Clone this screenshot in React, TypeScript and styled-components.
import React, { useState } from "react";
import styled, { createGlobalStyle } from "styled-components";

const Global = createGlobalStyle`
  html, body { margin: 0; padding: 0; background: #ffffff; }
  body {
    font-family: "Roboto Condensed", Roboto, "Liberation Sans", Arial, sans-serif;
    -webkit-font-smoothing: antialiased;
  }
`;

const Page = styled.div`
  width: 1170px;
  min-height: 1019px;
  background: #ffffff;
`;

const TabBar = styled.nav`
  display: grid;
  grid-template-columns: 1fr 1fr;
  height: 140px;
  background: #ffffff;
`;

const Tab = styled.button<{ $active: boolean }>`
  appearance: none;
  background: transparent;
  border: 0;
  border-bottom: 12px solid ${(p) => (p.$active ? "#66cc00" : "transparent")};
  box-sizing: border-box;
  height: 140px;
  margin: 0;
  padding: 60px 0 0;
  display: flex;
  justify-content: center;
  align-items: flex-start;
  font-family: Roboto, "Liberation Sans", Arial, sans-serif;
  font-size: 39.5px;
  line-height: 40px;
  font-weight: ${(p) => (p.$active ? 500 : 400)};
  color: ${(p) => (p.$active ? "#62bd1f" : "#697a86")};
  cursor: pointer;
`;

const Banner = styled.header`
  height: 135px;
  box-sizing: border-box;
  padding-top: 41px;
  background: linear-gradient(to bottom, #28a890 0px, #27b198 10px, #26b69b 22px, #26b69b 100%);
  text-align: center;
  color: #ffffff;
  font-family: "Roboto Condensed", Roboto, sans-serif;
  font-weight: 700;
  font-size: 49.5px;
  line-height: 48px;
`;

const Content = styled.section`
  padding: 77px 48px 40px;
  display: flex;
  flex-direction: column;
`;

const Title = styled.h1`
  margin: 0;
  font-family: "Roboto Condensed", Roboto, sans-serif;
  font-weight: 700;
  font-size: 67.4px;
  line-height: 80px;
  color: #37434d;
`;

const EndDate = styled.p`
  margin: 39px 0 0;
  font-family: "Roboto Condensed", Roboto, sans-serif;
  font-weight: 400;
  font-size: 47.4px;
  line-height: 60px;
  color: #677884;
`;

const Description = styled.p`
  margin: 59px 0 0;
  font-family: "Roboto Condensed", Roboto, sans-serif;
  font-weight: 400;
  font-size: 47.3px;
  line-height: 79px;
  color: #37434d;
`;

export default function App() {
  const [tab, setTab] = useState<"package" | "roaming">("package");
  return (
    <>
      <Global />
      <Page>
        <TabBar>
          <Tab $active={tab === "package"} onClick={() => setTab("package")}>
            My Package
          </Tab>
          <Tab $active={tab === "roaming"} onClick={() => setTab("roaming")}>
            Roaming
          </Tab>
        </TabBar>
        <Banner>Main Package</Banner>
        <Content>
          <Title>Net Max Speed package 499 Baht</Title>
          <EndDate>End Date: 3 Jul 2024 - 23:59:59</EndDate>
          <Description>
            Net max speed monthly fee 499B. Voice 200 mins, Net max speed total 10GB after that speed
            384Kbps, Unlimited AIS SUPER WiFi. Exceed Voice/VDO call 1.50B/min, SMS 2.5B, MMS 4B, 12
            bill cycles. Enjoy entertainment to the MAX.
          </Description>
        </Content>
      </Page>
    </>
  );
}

______

Set down the listing in full, keeping every word exactly as it is.

Clone this screenshot in React, TypeScript and styled-components.
import React, { useState } from "react";
import styled, { createGlobalStyle } from "styled-components";

const Global = createGlobalStyle`
  html, body { margin: 0; padding: 0; background: #ffffff; }
  body {
    font-family: "Roboto Condensed", Roboto, "Liberation Sans", Arial, sans-serif;
    -webkit-font-smoothing: antialiased;
  }
`;

const Page = styled.div`
  width: 1170px;
  min-height: 1019px;
  background: #ffffff;
`;

const TabBar = styled.nav`
  display: grid;
  grid-template-columns: 1fr 1fr;
  height: 140px;
  background: #ffffff;
`;

const Tab = styled.button<{ $active: boolean }>`
  appearance: none;
  background: transparent;
  border: 0;
  border-bottom: 12px solid ${(p) => (p.$active ? "#66cc00" : "transparent")};
  box-sizing: border-box;
  height: 140px;
  margin: 0;
  padding: 60px 0 0;
  display: flex;
  justify-content: center;
  align-items: flex-start;
  font-family: Roboto, "Liberation Sans", Arial, sans-serif;
  font-size: 39.5px;
  line-height: 40px;
  font-weight: ${(p) => (p.$active ? 500 : 400)};
  color: ${(p) => (p.$active ? "#62bd1f" : "#697a86")};
  cursor: pointer;
`;

const Banner = styled.header`
  height: 135px;
  box-sizing: border-box;
  padding-top: 41px;
  background: linear-gradient(to bottom, #28a890 0px, #27b198 10px, #26b69b 22px, #26b69b 100%);
  text-align: center;
  color: #ffffff;
  font-family: "Roboto Condensed", Roboto, sans-serif;
  font-weight: 700;
  font-size: 49.5px;
  line-height: 48px;
`;

const Content = styled.section`
  padding: 77px 48px 40px;
  display: flex;
  flex-direction: column;
`;

const Title = styled.h1`
  margin: 0;
  font-family: "Roboto Condensed", Roboto, sans-serif;
  font-weight: 700;
  font-size: 67.4px;
  line-height: 80px;
  color: #37434d;
`;

const EndDate = styled.p`
  margin: 39px 0 0;
  font-family: "Roboto Condensed", Roboto, sans-serif;
  font-weight: 400;
  font-size: 47.4px;
  line-height: 60px;
  color: #677884;
`;

const Description = styled.p`
  margin: 59px 0 0;
  font-family: "Roboto Condensed", Roboto, sans-serif;
  font-weight: 400;
  font-size: 47.3px;
  line-height: 79px;
  color: #37434d;
`;

export default function App() {
  const [tab, setTab] = useState<"package" | "roaming">("package");
  return (
    <>
      <Global />
      <Page>
        <TabBar>
          <Tab $active={tab === "package"} onClick={() => setTab("package")}>
            My Package
          </Tab>
          <Tab $active={tab === "roaming"} onClick={() => setTab("roaming")}>
            Roaming
          </Tab>
        </TabBar>
        <Banner>Main Package</Banner>
        <Content>
          <Title>Net Max Speed package 499 Baht</Title>
          <EndDate>End Date: 3 Jul 2024 - 23:59:59</EndDate>
          <Description>
            Net max speed monthly fee 499B. Voice 200 mins, Net max speed total 10GB after that speed
            384Kbps, Unlimited AIS SUPER WiFi. Exceed Voice/VDO call 1.50B/min, SMS 2.5B, MMS 4B, 12
            bill cycles. Enjoy entertainment to the MAX.
          </Description>
        </Content>
      </Page>
    </>
  );
}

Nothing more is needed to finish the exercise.